A week of concertizing, teaching, and community outreach started in Guangzhou six years ago and has expanded to include orchestras from up and down the Pearl River. The Guangzhou Symphony has been joined by the Hong Kong Philharmonic, the Shenzhen Symphony, and the Macau Orchestra to create YMGG, Youth Music Culture Greater Bay Area (YMCG).
The Youth part comes from the conjunction of these great orchestras into a teaching and performance faculty for students from The Hong Kong Academy for Performing Arts, along with those from the Central, Shanghai, Xinghai, Wuhan, and Sichuan conservatories of music. The opportunity to study with the best local orchestral performers and to network with their contemporaries from the major Chinese conservatories offers students an unprecedented cultural exchange.
Led by Maestro Jing Huan, Principal Conductor of Guangzhou Symphony, and with the collaboration of the Shanghai Quartet, this year’s week kicks off on Monday, 13 February with a concert of Tchaikovsky and Vivaldi. The Shanghai Quartet, with the addition of a 2nd viola and a second cello, perform Tchaikovsky’s Souvenir de Florence, followed by Vivaldi’s Four Seasons, with each of the four concertos being played by a different violinist (Angelo Xiang Yu, Liu Min, Liu Rui, and Peng Ke) and the Guangzhou Symphony Orchestra under Maestro Jing Huan.
The following week is for the students to come together to learn and perform. They will form, over the week, the YMCG Orchestra to play the final concert.
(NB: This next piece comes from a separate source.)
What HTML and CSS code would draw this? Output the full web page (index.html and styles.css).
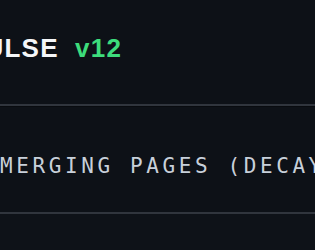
FILE: index.html
```html
<!DOCTYPE html>
<html lang="en">
<head>
    <meta charset="UTF-8">
    <meta name="viewport" content="width=device-width, initial-scale=1.0">
    <title>Pulse</title>
    <link rel="stylesheet" href="styles.css">
</head>
<body>
    <div class="app">
        <header class="app-header">
            <h1 class="brand">PULSE <span class="version">v12</span></h1>
        </header>

        <section class="status-row">
            <div class="status-label">MERGING PAGES (DECAY)</div>
        </section>

        <section class="next-row"></section>
    </div>
</body>
</html>
```

FILE: styles.css
```css
body {
    margin: 0;
    background-color: #0d1117;
    font-family: "Liberation Sans", Arial, sans-serif;
    overflow: hidden;
}

.app {
    margin-left: -34px;
    width: 420px;
}

.app-header {
    padding: 33px 0 41px;
    border-bottom: 2px solid #30353d;
}

.brand {
    margin: 0;
    font-size: 26px;
    line-height: 30px;
    font-weight: bold;
    letter-spacing: 1.2px;
    color: #f4f6f8;
    white-space: nowrap;
}

.version {
    margin-left: 8px;
    color: #3ddc7c;
}

.status-row {
    padding: 47px 0 33px 34px;
    border-top: 1px solid #080b0f;
    border-bottom: 2px solid #30353d;
}

.status-label {
    font-family: "DejaVu Sans Mono", monospace;
    font-size: 21px;
    line-height: 25px;
    letter-spacing: 3.6px;
    color: #c8d0da;
    white-space: nowrap;
}

.next-row {
    height: 40px;
    background-color: #0e1218;
}
```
Saturday, 18 February is the day for three chamber music concerts, performed by principals from the area orchestra. Concert No. 1 opens with Beethoven’s String Quartet No. 4 and Barber’s Adagio for Strings, performed by The Artisan Quartet of the China Philharmonic. The next three pieces are performed by the Shanghai Symphony Orchestra Principals Wind Quintet: Carl Nielsen’s Wind Quintet, Malcolm Arnold’s Three Shanties for Wind Quintet, and György Ligeti’s Six Bagatelles for Wind Quintet.
Concert No. 2 has the Magnolia Quartet performing Pavel Hass’ String Quartet No. 2. ‘From the Monkey Mountains’, travel back in time to the 16th century for dances by Dutch composer Tylman Susato’s Renaissance Dances, played by the Guangzhou Symphony Orchestra’s Brilliant Brass Quintet. The concert closes with the Brass Quintet playing a bit of Puccini, some Albéniz, Jive for Five by Paul Nagle, and closing with Hayato Hirose’s Cotswolds Pictures.
Players from the Guangzhou Symphony and the Macau Orchestra have the third concert on February 18th with music by Handel, Mozart, Schubert, Brahms, Shostakovich, and Oli Mustonen fill out a day of chamber music.
The closing concert, held on 19 February, brings together the student orchestra: the YMCG Orchestra, conducted by Jing Huan, for a concert of Vaughan Williams, Britten, Ligeti and an arrangement of the Beijing opera song, ‘Deep Night’, for Jinghu, Strings, and Percussion. The Jinghu player is Lu Yiwen, one of the leading erhu players in China.
The breadth of the music, the involvement of the leading players in the various Pearl River Delta orchestras, and the opportunity for conservatory students to learn the practical skills of performance all come together in this year’s YMCG.